In McGraw vs. Watson, 69 Iowa 348-350, the Court says, “one position of the plaintiff remains to be considered; it is shown that the City Council of Clinton adopted for its parliamentary governance Robert’s Rules of Order. It is contended that according to one of the rules all unfinished business fell to the ground when the term of service of the outgoing aldermen expired.
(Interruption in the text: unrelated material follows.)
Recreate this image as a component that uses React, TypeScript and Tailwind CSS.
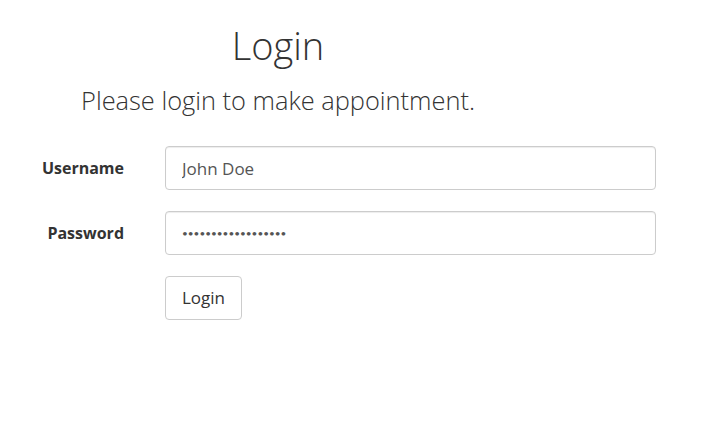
export default function App() {
  return (
    <div className="min-h-[433px] bg-white font-['Open_Sans','Lato',sans-serif] text-[#333]">
      <div className="w-[556px] pt-[20px] text-center">
        <h1 className="text-[38px] font-light leading-[50px] text-[#333]">Login</h1>
        <p className="mt-[13px] text-[25.4px] font-light leading-[34px] text-[#333]">
          Please login to make appointment.
        </p>
      </div>

      <form className="mt-[29px] flex flex-col gap-[21px]">
        <div className="flex items-center">
          <label className="w-[125px] pr-px text-right text-[16px] font-bold text-[#333]">Username</label>
          <input
            type="text"
            defaultValue="John Doe"
            className="ml-[40px] h-[44px] w-[491px] rounded-[4px] border border-[#ccc] px-[16px] text-[17px] text-[#555] shadow-[inset_0_1px_1px_rgba(0,0,0,0.075)] outline-none"
          />
        </div>
        <div className="flex items-center">
          <label className="w-[125px] pr-px text-right text-[16px] font-bold text-[#333]">Password</label>
          <input
            type="password"
            defaultValue="ThisIsNotAPassword"
            className="ml-[40px] h-[44px] w-[491px] rounded-[4px] border border-[#ccc] px-[16px] font-['Lato',sans-serif] text-[10px] text-[#555] shadow-[inset_0_1px_1px_rgba(0,0,0,0.075)] outline-none"
          />
        </div>
        <div className="flex pl-[165px]">
          <button
            type="button"
            className="h-[44px] w-[77px] rounded-[4px] border border-[#ccc] bg-white text-[17px] text-[#333]"
          >
            Login
          </button>
        </div>
      </form>
    </div>
  )
}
But if we should concede that the rule in question became applicable, the most that could be said is that the Council violated one of its own rules of procedure ; but if the statute was complied with, as we hold it was, in the passage of the ordinance, we think it was valid.” Not only do these cases, in the absence of any case declaring void an act or an ordinance because in its passage the body enacting it had violated its own rules of procedure, which it had power to make or change at will, seem to me sufficient to establish the rule that where it appears that an act was passed in accordance with constitutional requirements, and an ordinance was passed in accordance with the requirements of the Constitution and laws of the State, the Courts will not inquire whether the two houses or bodies have or have not complied strictly with their own rules in their procedure upon the ordinance, intermediate between its introduction and its final passage, but this rule in my judgment rests upon the soundest principles Of public policy.

If every ordinance of the Mayor and City Council could be impeached upon an inquiry into the facts which took place at its passage, as to whether the rules of procedure of the Council itself, rules which it has the power to make or unmake at pleasure, had been violated, all confidence in such ordinances would be destroyed, and these ordinances “instead' of receiving the sanction of the community would open the door to litigation and confusion.” The rules of the Council are made only for its own goverance, they are subject to change at any time; the Council itself by a long course of conduct may have placed an interpretation upon the rules, its own creatures, different from that which their language would ordinarily bear, and if their violation by the Council is to be a subject of inquiry by the Courts, ordinances which every member of the Council may supposed to have been properly passed, and to which there was no opposition, would be liable to be set aside or upheld as the proof of the existence of the rules of the Council itself, or their true meaning as interpreted by the actions of the Council itself, was or was not furnished to the Court, and no man in the community would be safe in acting upon any ordinance, although it was duly certified to the Mayor as having passed and had been approved by him, until every step in its passage had been examined in the Journals óf all the Branches, as well as all the prior actions of the Council in interpreting its own rulos. Such a suggestion cannot meet my approval. Entertaining these views it becomes unnecessary to determine the other questions discussed in argument, and, as it has been agreed that this case shall be treated as if upon final hearing, I will sign a decree dismissing the bill with costs.